Observability metrics play an absolutely vital role in minimizing Mean Time to Remediate, or MTTR.

MTTR is a measure of how long it takes your team to fix application performance problems after discovering them. In complex systems, tracing problems to their root cause can be quite difficult, given the many components and variables involved. Even if you can trace an issue like an error to an individual microservice, you might not know whether the root cause is logic in the microservice, a configuration issue on the node hosting it, a poor resource rate or limit setting for its Pod or container and so on.
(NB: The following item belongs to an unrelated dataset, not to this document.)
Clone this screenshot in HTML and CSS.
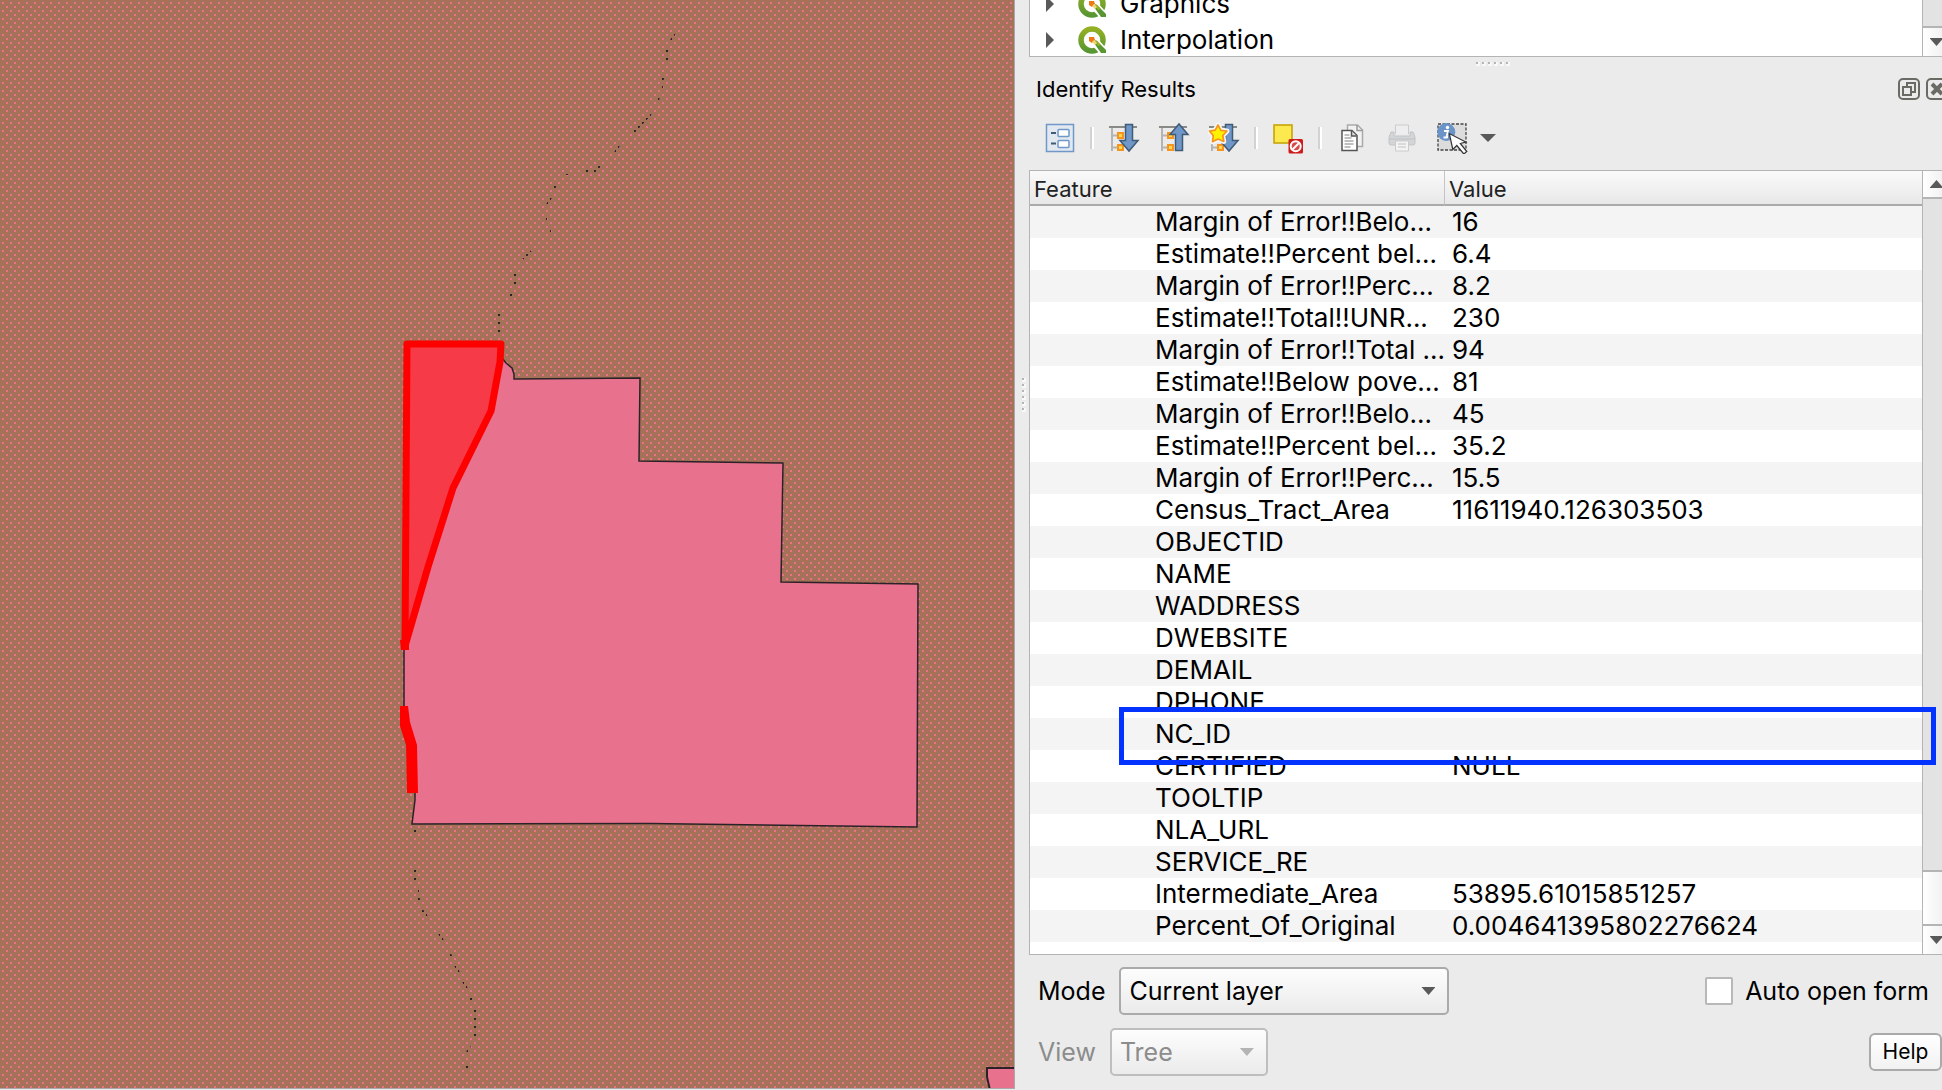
FILE: index.html
```
<!DOCTYPE html>
<html lang="en">
<head>
<meta charset="utf-8">
<title>Identify Results</title>
<link rel="stylesheet" href="styles.css">
</head>
<body>
<svg class="defs" aria-hidden="true">
  <defs>
    <linearGradient id="q-green" x1="0" y1="0" x2="0" y2="1"><stop offset="0" stop-color="#93b023"/><stop offset="1" stop-color="#589632"/></linearGradient>
    <symbol id="logo" viewBox="0 0 28 28">
      <circle cx="14" cy="14" r="11" fill="none" stroke="url(#q-green)" stroke-width="5.500"/>
      <path d="M11 11h7l10 11v6h-6L12 17z" fill="#fff"/>
      <path d="M16 17l3-2 9 9v3h-5z" fill="#589632"/>
      <path d="M16 15l2-1 5 5-3 1z" fill="#93b023"/>
      <path d="M11 11h5l1 3-3 3-3-2z" fill="#ee7913"/>
      <path d="M14 16l2-2 3 3-2 2z" fill="#f3d77a"/>
    </symbol>
    <symbol id="branch" viewBox="0 0 32 32">
      <path d="M1 5h28" stroke="#888a85" stroke-width="2"/>
      <path d="M4 6v23M4 13.500h5M4 25.500h5" stroke="#b4b4b4" stroke-width="2" fill="none"/>
      <path d="M10 11h5v5h-5zM10 23h5v5h-5z" fill="#fcd94e" stroke="#f7941d" stroke-width="2"/>
    </symbol>
    <symbol id="arrow-down" viewBox="0 0 32 32"><path d="M17.500 2.500h7v16h5.500L21 29l-9-10.500h5.500z" fill="#6f98c9" stroke="#415a75" stroke-width="1.500"/></symbol>
  </defs>
</svg>
<div class="window">
  <main class="map">
    <svg class="canvas" role="img" aria-label="Map of census tract">
      <defs>
        <pattern id="dots" width="8" height="8" patternUnits="userSpaceOnUse"><path d="M2 2h2v2h-2zM6 6h2v2h-2z" fill="#ea708c"/></pattern>
        <pattern id="dark-dots" width="8" height="8" patternUnits="userSpaceOnUse"><path d="M2 2h2v2h-2zM6 6h2v2h-2z" fill="#2a2228"/></pattern>
      </defs>
      <rect width="100%" height="100%" fill="#a57158"/>
      <rect width="100%" height="100%" fill="url(#dots)" shape-rendering="crispEdges"/>
      <g fill="none" stroke="url(#dark-dots)" stroke-width="2">
        <path d="M675 33L671 40M667 50V60M663 78L662 88M659 98L658 100M651 114L634 132M619 146L615 152M600 166L595 171H586M568 174H565M556 186L554 188M551 198L547 204M546 218V220M550 230V232M531 251L523 259M515 273V284M511 294V296M499 314V332"/>
        <path d="M415 829V832M415 870V880M418 890L419 900M422 910L427 916M439 934L443 940M450 954L452 957M455 966L459 972M463 982L467 988M471 998V1000M475 1010V1036M470 1046L467 1052M466 1067H469"/>
      </g>
      <g fill="#e8718d" stroke="#2a2228" stroke-width="1.500">
        <path d="M406 344H500L502 358L506 363L512 368L514 374L514 379L640 378L639 461L783 463L781 582L918 584L917 827L650 823.500L412 824L415 800L415 780L404 720V640z"/>
        <path d="M1018 1068H987V1077L990 1090H1018z" stroke-width="2"/>
      </g>
      <path d="M407 344H501L500 362L491 411L453 488L428 567L405 646z" fill="#f73a48" stroke="#f00" stroke-width="7" stroke-linejoin="round"/>
      <path d="M400 706H408L410 722L417 745L418 793H407L406 745L400 726z" fill="#f00"/>
      <path d="M400 640H409V650H401z" fill="#f00"/>
    </svg>
  </main>
  <aside class="panel">
    <section class="toolbox">
      <ul class="tree">
        <li><i class="tri right"></i><svg class="logo"><use href="#logo"/></svg>Graphics</li>
        <li><i class="tri right"></i><svg class="logo"><use href="#logo"/></svg>Interpolation</li>
      </ul>
      <div class="scroll"><div class="track"></div><div class="step last"><i class="tri down"></i></div></div>
    </section>
    <div class="grip"><i></i><i></i><i></i><i></i><i></i><i></i></div>
    <header class="title">
      <h2>Identify Results</h2>
      <button aria-label="Float"><svg viewBox="0 0 22 22"><rect x="1" y="1" width="20" height="20" rx="4"/><path d="M9 8V5h8v9h-3M5 9h8v8H5z"/></svg></button>
      <button aria-label="Close"><svg viewBox="0 0 22 22"><rect x="1" y="1" width="20" height="20" rx="4"/><path d="M6 6l10 10M16 6L6 16" stroke-width="4"/></svg></button>
    </header>
    <div class="toolbar">
      <button aria-label="Open form"><svg viewBox="0 0 32 32"><rect x="2.500" y="2.500" width="27" height="27" fill="#e2e8ef" stroke="#6f98c9" stroke-width="1.500"/><path d="M7 11h5M7 21.500h5" stroke="#415a75" stroke-width="2"/><g fill="#fff" stroke="#6f98c9" stroke-width="1.500"><rect x="14" y="7.500" width="11" height="7" rx="1"/><rect x="14" y="18.500" width="11" height="7" rx="1"/></g></svg></button>
      <span class="sep"></span>
      <button aria-label="Expand tree"><svg viewBox="0 0 32 32"><use href="#branch"/><use href="#arrow-down"/></svg></button>
      <button aria-label="Collapse tree"><svg viewBox="0 0 32 32"><use href="#branch"/><path d="M17.500 28.500h7v-16h5.500L21 2l-9 10.500h5.500z" fill="#6f98c9" stroke="#415a75" stroke-width="1.500"/></svg></button>
      <button aria-label="Expand new results"><svg viewBox="0 0 32 32"><use href="#branch"/><use href="#arrow-down"/><g stroke-linejoin="round"><path d="M10 3l2.800 5.300 6.200 .7-4.200 4.500 1 6-5.800-2.500-5.500 2.700 .8-6L1.500 9l5.700-.9z" fill="#fff" stroke="#f7f7f7" stroke-width="5"/><path d="M10 3l2.800 5.300 6.200 .7-4.200 4.500 1 6-5.800-2.500-5.500 2.700 .8-6L1.500 9l5.700-.9z" fill="#fff200" stroke="#f7941d" stroke-width="1.700"/></g></svg></button>
      <span class="sep"></span>
      <button aria-label="Clear results"><svg viewBox="0 0 32 32"><rect x="2" y="3" width="18" height="18" fill="#fce94f" stroke="#c4a000" stroke-width="1.500"/><rect x="16.500" y="17" width="14.500" height="14.500" rx="1.500" fill="#cf1b1b"/><circle cx="23.700" cy="24.300" r="5" fill="#d84a4a" stroke="#fff" stroke-width="2"/><path d="M20.500 27.500l6.500-6.500" stroke="#fff" stroke-width="2"/></svg></button>
      <span class="sep"></span>
      <button aria-label="Copy feature"><svg viewBox="0 0 32 32"><path d="M11.500 3h10l5 5v16.500h-15z" fill="#f2f2f2" stroke="#aaa" stroke-width="1.500"/><path d="M21 3v5.500h5.500" fill="none" stroke="#999" stroke-width="1.500"/><path d="M6 8.500h10l5 5V28.500H6z" fill="#fff" stroke="#555" stroke-width="1.500"/><path d="M15.500 9v5h5" fill="#ddd" stroke="#555" stroke-width="1.500"/><path d="M8.500 13h5M8.500 16h7M8.500 19h9M8.500 22h9M8.500 25h6" stroke="#aaa" stroke-width="1.500"/></svg></button>
      <button aria-label="Print" disabled><svg viewBox="0 0 32 32" stroke="#c9cbcc"><path d="M9.500 12V3h13v9" fill="#eee"/><path d="M5 10h3v4h16v-4h3l2 5v6q0 2-2 2H5q-2 0-2-2v-6z" fill="#d3d5d7" stroke="#c2c5c7"/><path d="M3 17h26" stroke="#bfc2c4"/><path d="M9.500 19h13v10h-13z" fill="#f3f3f3"/><path d="M12 22h8M12 25h8" stroke="#d2d2d2" stroke-width="1.500"/></svg></button>
      <button aria-label="Identify feature"><svg viewBox="0 0 32 32"><rect x="2" y="2" width="28" height="26" fill="#dcdcdc" stroke="#444" stroke-width="1.300" stroke-dasharray="3 1.500"/><circle cx="10.300" cy="10" r="9" fill="#6a94c8"/><circle cx="11.500" cy="5.500" r="1.700" fill="#fff"/><path d="M8 9h4l-1.500 6h1.500M7.500 15.500h4" fill="none" stroke="#fff" stroke-width="1.800"/><path d="M13.300 11.500l3.500 16 4-4 7 8.500 3-2.500-6.500-8 5.500-1.500z" fill="#fff" stroke="#333" stroke-width="1.200"/></svg></button>
      <button class="more" aria-label="Identify mode"><i class="tri down wide"></i></button>
    </div>
    <section class="results">
      <div class="view">
        <table>
          <colgroup><col class="name"><col></colgroup>
          <thead><tr><th>Feature</th><th>Value</th></tr></thead>
          <tbody>
            <tr><td>Margin of Error!!Belo...</td><td>16</td></tr>
            <tr><td>Estimate!!Percent bel...</td><td>6.4</td></tr>
            <tr><td>Margin of Error!!Perc...</td><td>8.2</td></tr>
            <tr><td>Estimate!!Total!!UNR...</td><td>230</td></tr>
            <tr><td>Margin of Error!!Total ...</td><td>94</td></tr>
            <tr><td>Estimate!!Below pove...</td><td>81</td></tr>
            <tr><td>Margin of Error!!Belo...</td><td>45</td></tr>
            <tr><td>Estimate!!Percent bel...</td><td>35.2</td></tr>
            <tr><td>Margin of Error!!Perc...</td><td>15.5</td></tr>
            <tr><td>Census_Tract_Area</td><td>11611940.126303503</td></tr>
            <tr><td>OBJECTID</td><td></td></tr>
            <tr><td>NAME</td><td></td></tr>
            <tr><td>WADDRESS</td><td></td></tr>
            <tr><td>DWEBSITE</td><td></td></tr>
            <tr><td>DEMAIL</td><td></td></tr>
            <tr><td>DPHONE</td><td></td></tr>
            <tr class="marked"><td>NC_ID</td><td></td></tr>
            <tr><td>CERTIFIED</td><td>NULL</td></tr>
            <tr><td>TOOLTIP</td><td></td></tr>
            <tr><td>NLA_URL</td><td></td></tr>
            <tr><td>SERVICE_RE</td><td></td></tr>
            <tr><td>Intermediate_Area</td><td>53895.61015851257</td></tr>
            <tr><td>Percent_Of_Original</td><td>0.004641395802276624</td></tr>
          </tbody>
        </table>
      </div>
      <div class="scroll"><div class="step first"><i class="tri up"></i></div><div class="track"></div><div class="thumb"></div><div class="step last"><i class="tri down"></i></div></div>
    </section>
    <footer>
      <div class="row">
        <label for="mode">Mode</label>
        <div class="combo mode"><select id="mode"><option>Current layer</option></select><i class="tri down"></i></div>
        <label class="check"><input type="checkbox">Auto open form</label>
      </div>
      <div class="row off">
        <label for="view">View</label>
        <div class="combo tree-mode"><select id="view" disabled><option>Tree</option></select><i class="tri down"></i></div>
        <button class="help">Help</button>
      </div>
    </footer>
    <div class="grip side"><i></i><i></i><i></i><i></i><i></i><i></i></div>
  </aside>
</div>
</body>
</html>
```
FILE: styles.css
```
*, *::after { box-sizing: border-box; }
body {
  margin: 0;
  overflow: hidden;
  background: #ebebeb;
  color: #000;
  font: 26px/32px Inter, "Liberation Sans", sans-serif;
}
.defs { position: absolute; width: 0; height: 0; }
button { padding: 0; border: 0; background: none; font: inherit; color: inherit; }
svg { display: block; }

/* The dock runs slightly past the right edge of the window */
.window { display: flex; width: calc(100% + 9px); height: 100vh; }
.map {
  flex: 1;
  min-width: 0;
  margin-bottom: 1px;
  border-right: 1px solid #aaa;
  border-bottom: 1px solid #aaa;
  overflow: hidden;
}
.canvas { width: 100%; height: 100%; }
.panel {
  position: relative;
  flex: 0 0 936px;
  min-width: 0;
  display: flex;
  flex-direction: column;
  padding: 0 0 14px 14px;
}

.tri { display: block; flex: none; width: 14px; height: 8px; background: #595959; clip-path: polygon(0 0, 100% 0, 50% 100%); }
.tri.wide { width: 16px; }
.tri.up { clip-path: polygon(50% 0, 100% 100%, 0 100%); }
.tri.right { width: 8px; height: 16px; clip-path: polygon(0 0, 100% 50%, 0 100%); }

.toolbox { display: flex; flex: none; height: 57px; border: 1px solid #b4b4b4; border-top: 0; background: #fff; overflow: hidden; }
.tree { flex: 1; margin: -14px 0 0; padding: 0; list-style: none; }
.tree li { display: flex; align-items: center; height: 36px; padding-left: 16px; }
.logo { width: 28px; height: 28px; margin: 0 14px 0 24px; }

.scroll { display: flex; flex-direction: column; flex: none; width: 28px; border-left: 1px solid #b4b4b4; background: #fff; }
.track { flex: 1; background: #e3e3e3; }
.thumb { height: 54px; border-top: 2px solid #b4b4b4; background: linear-gradient(90deg, #fff, #ececec); }
.step { display: flex; align-items: center; justify-content: center; height: 28px; background: linear-gradient(90deg, #fff, #ececec); }
.step.first { border-bottom: 2px solid #b4b4b4; }
.step.last { height: 30px; border-top: 2px solid #b4b4b4; }

.grip { display: flex; justify-content: center; gap: 4px; height: 13px; padding: 5px 0 0 4px; }
.grip i { width: 2px; height: 2px; background: #b4b4b4; box-shadow: 1px 1px 0 1px #f8f8f8; }
.grip.side { position: absolute; left: 7px; top: 378px; flex-direction: column; height: auto; padding: 0; }

.title { display: flex; align-items: center; gap: 6px; height: 38px; padding: 0 3px 0 7px; }
.title h2 { flex: 1; margin: 0; font-size: 22px; font-weight: 400; }
.title svg { width: 22px; height: 22px; fill: none; stroke: #6b6b66; stroke-width: 2; }

.toolbar { display: flex; align-items: center; height: 62px; padding: 0 0 2px 6px; }
.toolbar button { display: flex; justify-content: center; width: 50px; }
.toolbar svg { width: 32px; height: 32px; }
.toolbar .more { width: 22px; }
.sep { width: 14px; height: 22px; background: linear-gradient(90deg, #d2d2d2 50%, #fff 50%) center / 4px 100% no-repeat; }

.results { display: flex; flex: 1; min-height: 0; border: 1px solid #b4b4b4; background: #fff; }
.view { flex: 1; min-width: 0; }
table { width: 100%; border-collapse: separate; border-spacing: 0; table-layout: fixed; }
.name { width: 415px; }
th {
  height: 35px;
  padding: 2px 0 0 4px;
  border-bottom: 2px solid #aaa;
  background: linear-gradient(#fafafa, #e8e8e8);
  font-size: 22px;
  line-height: 30px;
  font-weight: 400;
  text-align: left;
  color: #222;
}
th:first-child { border-right: 1px solid #c4c4c4; }
td { height: 32px; padding: 0 0 0 7px; white-space: nowrap; }
td:first-child { padding-left: 125px; }
tbody tr:nth-child(odd) { background: #f4f4f4; }

/* Callout around the highlighted attribute */
.marked { position: relative; z-index: 1; }
.marked td:first-child::after { content: ""; position: absolute; left: 89px; right: -14px; top: -11px; height: 58px; border: 5px solid #0433ff; }

footer { font-size: 25px; }
.row { display: flex; align-items: center; height: 48px; padding-left: 9px; gap: 14px; margin-top: 13px; }
.row:first-child { margin-top: 12px; }
.combo { position: relative; height: 48px; }
.combo.mode { width: 330px; }
.combo.tree-mode { width: 158px; }
.combo .tri { position: absolute; right: 14px; top: 20px; }
select {
  width: 100%;
  height: 100%;
  padding: 0 8px;
  border: 2px solid #aaa;
  border-radius: 5px;
  appearance: none;
  background: linear-gradient(#fdfdfd, #ebebeb);
  font: inherit;
  color: inherit;
  opacity: 1;
}
.check { display: flex; align-items: center; gap: 12px; margin: 0 22px 0 auto; }
.check input { width: 28px; height: 28px; margin: 0; border: 2px solid #b8b8b8; border-radius: 2px; appearance: none; background: #fff; }
.off { color: #8c8c8c; }
.off select { border-color: #bebebe; }
.off .tri { background: #b4b4b4; }
.help {
  width: 73px;
  height: 38px;
  margin: 0 9px 0 auto;
  border: 2px solid #aaa;
  border-radius: 6px;
  background: linear-gradient(#fff, #f2f2f2);
  font-size: 21px;
  line-height: 32px;
  color: #000;
}
```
The longer it takes you to evaluate the various possibilities, the higher your MTTR will be – which is a bad thing from the perspective of application performance. But by collecting and comparing observability indicators from across the various components of your system, you can more quickly rule out different potential causes and trace the issue to its source.

Monitoring and visualization tools for observability metrics

There's a whole fleet of tools on the market for monitoring and visualizing observability metrics. If you asked me to pick my favorite ones, though, I'd confidently choose Prometheus and Grafana. Prometheus is an open source monitoring and alerting tool that can track a wide range of metrics and fire custom alerts based on them. No matter which types of apps you need to support or which metrics you have to monitor, Prometheus gives you a flexible way to collect and analyze your data.

As for visualization, I'm partial to Grafana. It's also open source, it integrates well with Prometheus (among other monitoring tools) and it allows you to configure visualizations to your heart's content, so that you can make more sense of your observability metrics.

Fear not the gifts of observability

Modern application observability might seem complex, but it's actually simple enough. An effective observability strategy boils down to collecting the rights metrics with the right tools, then leveraging those metrics in an effective way. When you can do that, you can make sense of even the most complex systems – and, unlike the Greeks capturing Troy, it won't take you ten years to accomplish your goals.